→ REQUIRED WORK: Repeat every line of the data exactly, but not the pictures.

→ DATA BLOCK:
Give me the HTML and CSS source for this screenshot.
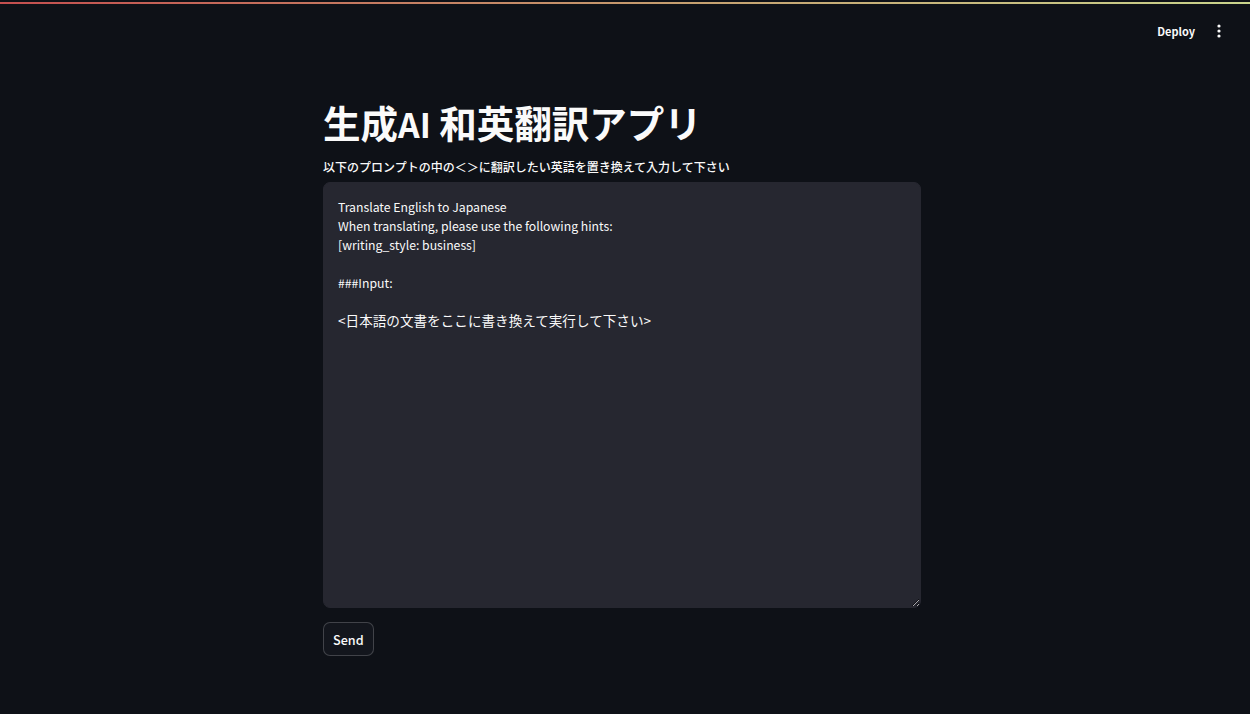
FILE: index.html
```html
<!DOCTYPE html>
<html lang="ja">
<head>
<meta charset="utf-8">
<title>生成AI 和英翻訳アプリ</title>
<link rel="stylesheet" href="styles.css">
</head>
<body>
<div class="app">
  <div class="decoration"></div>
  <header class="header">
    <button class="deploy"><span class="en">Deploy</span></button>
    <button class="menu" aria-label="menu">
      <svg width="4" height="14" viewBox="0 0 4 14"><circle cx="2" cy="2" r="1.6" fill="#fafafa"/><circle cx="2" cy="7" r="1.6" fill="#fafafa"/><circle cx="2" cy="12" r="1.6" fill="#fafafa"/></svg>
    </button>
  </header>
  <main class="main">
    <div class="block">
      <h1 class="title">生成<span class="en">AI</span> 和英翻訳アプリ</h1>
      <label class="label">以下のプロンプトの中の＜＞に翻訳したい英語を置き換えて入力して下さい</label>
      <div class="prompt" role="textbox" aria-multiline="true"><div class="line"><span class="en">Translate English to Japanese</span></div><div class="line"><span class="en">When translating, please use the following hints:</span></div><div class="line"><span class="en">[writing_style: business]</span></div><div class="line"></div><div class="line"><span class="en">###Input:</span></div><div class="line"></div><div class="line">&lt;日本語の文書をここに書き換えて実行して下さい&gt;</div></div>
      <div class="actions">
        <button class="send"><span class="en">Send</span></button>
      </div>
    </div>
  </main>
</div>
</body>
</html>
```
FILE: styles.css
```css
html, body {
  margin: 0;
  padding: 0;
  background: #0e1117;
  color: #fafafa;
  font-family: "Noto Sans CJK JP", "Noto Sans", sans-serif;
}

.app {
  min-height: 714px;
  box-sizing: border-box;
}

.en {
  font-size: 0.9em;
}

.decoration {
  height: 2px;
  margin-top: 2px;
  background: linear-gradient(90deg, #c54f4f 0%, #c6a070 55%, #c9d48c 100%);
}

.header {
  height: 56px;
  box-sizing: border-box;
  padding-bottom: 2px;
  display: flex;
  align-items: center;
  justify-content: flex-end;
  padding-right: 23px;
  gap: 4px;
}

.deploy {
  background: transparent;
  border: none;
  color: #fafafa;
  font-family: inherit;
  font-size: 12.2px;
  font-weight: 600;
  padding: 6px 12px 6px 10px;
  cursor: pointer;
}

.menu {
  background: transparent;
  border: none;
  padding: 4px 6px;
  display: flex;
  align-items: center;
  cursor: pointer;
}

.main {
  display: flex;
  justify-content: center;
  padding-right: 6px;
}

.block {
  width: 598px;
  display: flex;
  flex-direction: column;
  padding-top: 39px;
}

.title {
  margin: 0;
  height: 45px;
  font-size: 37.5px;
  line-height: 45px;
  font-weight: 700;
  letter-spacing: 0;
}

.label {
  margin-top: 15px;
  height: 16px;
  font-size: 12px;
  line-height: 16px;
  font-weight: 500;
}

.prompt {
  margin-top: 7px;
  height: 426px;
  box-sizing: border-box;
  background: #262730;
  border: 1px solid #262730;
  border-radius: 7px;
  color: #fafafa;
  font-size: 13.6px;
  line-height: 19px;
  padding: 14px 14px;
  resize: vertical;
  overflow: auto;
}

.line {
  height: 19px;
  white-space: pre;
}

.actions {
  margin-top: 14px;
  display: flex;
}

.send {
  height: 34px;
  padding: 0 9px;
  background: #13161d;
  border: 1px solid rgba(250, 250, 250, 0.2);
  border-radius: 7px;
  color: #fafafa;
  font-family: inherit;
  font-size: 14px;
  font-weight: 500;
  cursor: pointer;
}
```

→ REPLY TO THE TASK:
Give me the HTML and CSS source for this screenshot.
FILE: index.html
```html
<!DOCTYPE html>
<html lang="ja">
<head>
<meta charset="utf-8">
<title>生成AI 和英翻訳アプリ</title>
<link rel="stylesheet" href="styles.css">
</head>
<body>
<div class="app">
  <div class="decoration"></div>
  <header class="header">
    <button class="deploy"><span class="en">Deploy</span></button>
    <button class="menu" aria-label="menu">
      <svg width="4" height="14" viewBox="0 0 4 14"><circle cx="2" cy="2" r="1.6" fill="#fafafa"/><circle cx="2" cy="7" r="1.6" fill="#fafafa"/><circle cx="2" cy="12" r="1.6" fill="#fafafa"/></svg>
    </button>
  </header>
  <main class="main">
    <div class="block">
      <h1 class="title">生成<span class="en">AI</span> 和英翻訳アプリ</h1>
      <label class="label">以下のプロンプトの中の＜＞に翻訳したい英語を置き換えて入力して下さい</label>
      <div class="prompt" role="textbox" aria-multiline="true"><div class="line"><span class="en">Translate English to Japanese</span></div><div class="line"><span class="en">When translating, please use the following hints:</span></div><div class="line"><span class="en">[writing_style: business]</span></div><div class="line"></div><div class="line"><span class="en">###Input:</span></div><div class="line"></div><div class="line">&lt;日本語の文書をここに書き換えて実行して下さい&gt;</div></div>
      <div class="actions">
        <button class="send"><span class="en">Send</span></button>
      </div>
    </div>
  </main>
</div>
</body>
</html>
```
FILE: styles.css
```css
html, body {
  margin: 0;
  padding: 0;
  background: #0e1117;
  color: #fafafa;
  font-family: "Noto Sans CJK JP", "Noto Sans", sans-serif;
}

.app {
  min-height: 714px;
  box-sizing: border-box;
}

.en {
  font-size: 0.9em;
}

.decoration {
  height: 2px;
  margin-top: 2px;
  background: linear-gradient(90deg, #c54f4f 0%, #c6a070 55%, #c9d48c 100%);
}

.header {
  height: 56px;
  box-sizing: border-box;
  padding-bottom: 2px;
  display: flex;
  align-items: center;
  justify-content: flex-end;
  padding-right: 23px;
  gap: 4px;
}

.deploy {
  background: transparent;
  border: none;
  color: #fafafa;
  font-family: inherit;
  font-size: 12.2px;
  font-weight: 600;
  padding: 6px 12px 6px 10px;
  cursor: pointer;
}

.menu {
  background: transparent;
  border: none;
  padding: 4px 6px;
  display: flex;
  align-items: center;
  cursor: pointer;
}

.main {
  display: flex;
  justify-content: center;
  padding-right: 6px;
}

.block {
  width: 598px;
  display: flex;
  flex-direction: column;
  padding-top: 39px;
}

.title {
  margin: 0;
  height: 45px;
  font-size: 37.5px;
  line-height: 45px;
  font-weight: 700;
  letter-spacing: 0;
}

.label {
  margin-top: 15px;
  height: 16px;
  font-size: 12px;
  line-height: 16px;
  font-weight: 500;
}

.prompt {
  margin-top: 7px;
  height: 426px;
  box-sizing: border-box;
  background: #262730;
  border: 1px solid #262730;
  border-radius: 7px;
  color: #fafafa;
  font-size: 13.6px;
  line-height: 19px;
  padding: 14px 14px;
  resize: vertical;
  overflow: auto;
}

.line {
  height: 19px;
  white-space: pre;
}

.actions {
  margin-top: 14px;
  display: flex;
}

.send {
  height: 34px;
  padding: 0 9px;
  background: #13161d;
  border: 1px solid rgba(250, 250, 250, 0.2);
  border-radius: 7px;
  color: #fafafa;
  font-family: inherit;
  font-size: 14px;
  font-weight: 500;
  cursor: pointer;
}
```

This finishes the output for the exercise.